Bankruptcy Ruling Stresses Value of Client Communication 

March, 2024 - Daniel A. Lowenthal, Maxwell K. Weiss

U.S. Bankruptcy Judge Jacqueline P. Cox recently found that three Illinois attorneys violated their ethical obligations by failing to return their client's phone calls. She ordered the attorneys to return roughly half of their already-court-approved, and paid, flat fee. In In re: Molnar in the U.S. Bankruptcy Court for the Northern District of Illinois in February, the debtor filed a petition under Chapter 13. Originally, three different attorneys from the same firm represented the debtor, one of which left for a different firm part of the way through the representation. The attorneys appeared pursuant to a "no-look, flat-fee program for Chapter 13 debtors' attorneys."

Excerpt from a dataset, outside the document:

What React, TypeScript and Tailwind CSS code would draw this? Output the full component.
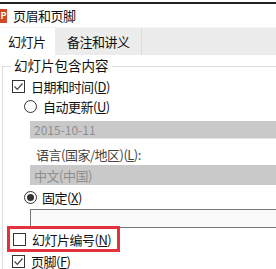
import React from "react";

const font = { fontFamily: '"Noto Sans CJK SC", "Noto Sans", sans-serif' };

function Check({ checked }: { checked: boolean }) {
  return (
    <div className="w-[13px] h-[13px] border border-[#333] bg-white flex items-center justify-center shrink-0">
      {checked && (
        <svg width="11" height="11" viewBox="0 0 11 11">
          <path d="M1.5 5.5 L4.3 8.3 L9.5 2.5" fill="none" stroke="#444" strokeWidth="1.2" />
        </svg>
      )}
    </div>
  );
}

function Radio({ checked }: { checked: boolean }) {
  return (
    <div className="w-[13px] h-[13px] rounded-full border border-[#333] bg-white flex items-center justify-center shrink-0">
      {checked && <div className="w-[7px] h-[7px] rounded-full bg-[#333]" />}
    </div>
  );
}

function Mn({ text, k }: { text: string; k: string }) {
  return (
    <span className="whitespace-nowrap">
      {text}(<span className="underline">{k}</span>)
    </span>
  );
}

export default function App() {
  return (
    <div className="w-[276px] h-[269px] bg-white overflow-hidden text-[13px] tracking-[-0.5px] leading-none text-[#111]" style={font}>
      <div className="h-[2px] bg-white" />
      <div className="h-[2px] bg-[#222]" />
      {/* title bar */}
      <div className="h-[23px] flex items-center">
        <div className="w-[7px] h-[14px] bg-[#d24726] flex items-center justify-end pr-[1px]">
          <span className="text-white text-[9px] font-bold leading-none">P</span>
        </div>
        <span className="ml-[6px]">页眉和页脚</span>
      </div>
      {/* tabs */}
      <div className="h-[28px] flex bg-[#ececec] border-t border-[#f4f4f4]">
        <div className="w-[55px] bg-white flex items-center pl-[8px]">幻灯片</div>
        <div className="w-[85px] ml-[2px] flex items-center pl-[10px] border-r border-[#dcdcdc]">备注和讲义</div>
        <div className="flex-1" />
      </div>
      {/* content */}
      <div className="relative h-[214px] pt-[11px]">
        <div className="ml-[2px] h-full border-l border-t border-[#dcdcdc] relative">
          <div className="absolute left-[8px] -top-[8px] bg-white px-[3px] text-[13.5px] tracking-normal leading-none">幻灯片包含内容</div>
          <div className="pt-[12px] flex flex-col">
            <div className="h-[14px] flex items-center gap-[6px] pl-[9px]">
              <Check checked />
              <Mn text="日期和时间" k="D" />
            </div>
            <div className="h-[20px] mt-[3px] flex items-center gap-[6px] pl-[21px]">
              <Radio checked={false} />
              <Mn text="自动更新" k="U" />
            </div>
            <div className="mt-[5px] ml-[27px] h-[18px] bg-[#c9c9c9] border-b border-[#e4e4e4] flex items-center pl-[4px] text-[12px] tracking-normal text-[#8e8e8e]">
              2015-10-11
            </div>
            <div className="h-[18px] mt-[6px] flex items-center pl-[33px] text-[#444] whitespace-nowrap">
              语言(国家/地区)(<span className="underline">L</span>):
            </div>
            <div className="mt-[2px] ml-[27px] h-[20px] bg-[#c9c9c9] flex items-center pl-[4px] text-[#8e8e8e]">
              中文(中国)
            </div>
            <div className="h-[24px] flex items-center gap-[5px] pl-[21px]">
              <Radio checked />
              <Mn text="固定" k="X" />
            </div>
            <div className="ml-[27px] h-[19px] border border-[#777] border-r-0 bg-[#fafafa]" />
            <div className="relative z-10 -mt-[2px] ml-[4px] w-[113px] h-[26px] border-[3px] border-[#e3323e] flex items-center gap-[6px] pl-[3px]">
              <Check checked={false} />
              <Mn text="幻灯片编号" k="N" />
            </div>
            <div className="h-[16px] mt-[1px] flex items-center gap-[6px] pl-[9px]">
              <Check checked />
              <Mn text="页脚" k="F" />
            </div>
          </div>
        </div>
      </div>
    </div>
  );
}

Bankruptcy courts around the country have approved such fee programs wherein the debtor and their attorney "enter into a Court Approved Retention Agreement in which the attorney promises to represent the debtor in the matter through case closing for a flat fee." These flat fees are sometimes called no-look fees because they are awarded without the kind of detailed application and itemization of services that Rule 2016(a) of the Federal Rules of Bankruptcy Procedure would otherwise demand. The flat fee represents a kind of agreement not only with the debtor but with the court: In exchange for the attorney's commitment to perform specified legal services for the debtor, the court awards a flat fee and dispenses with the usual application.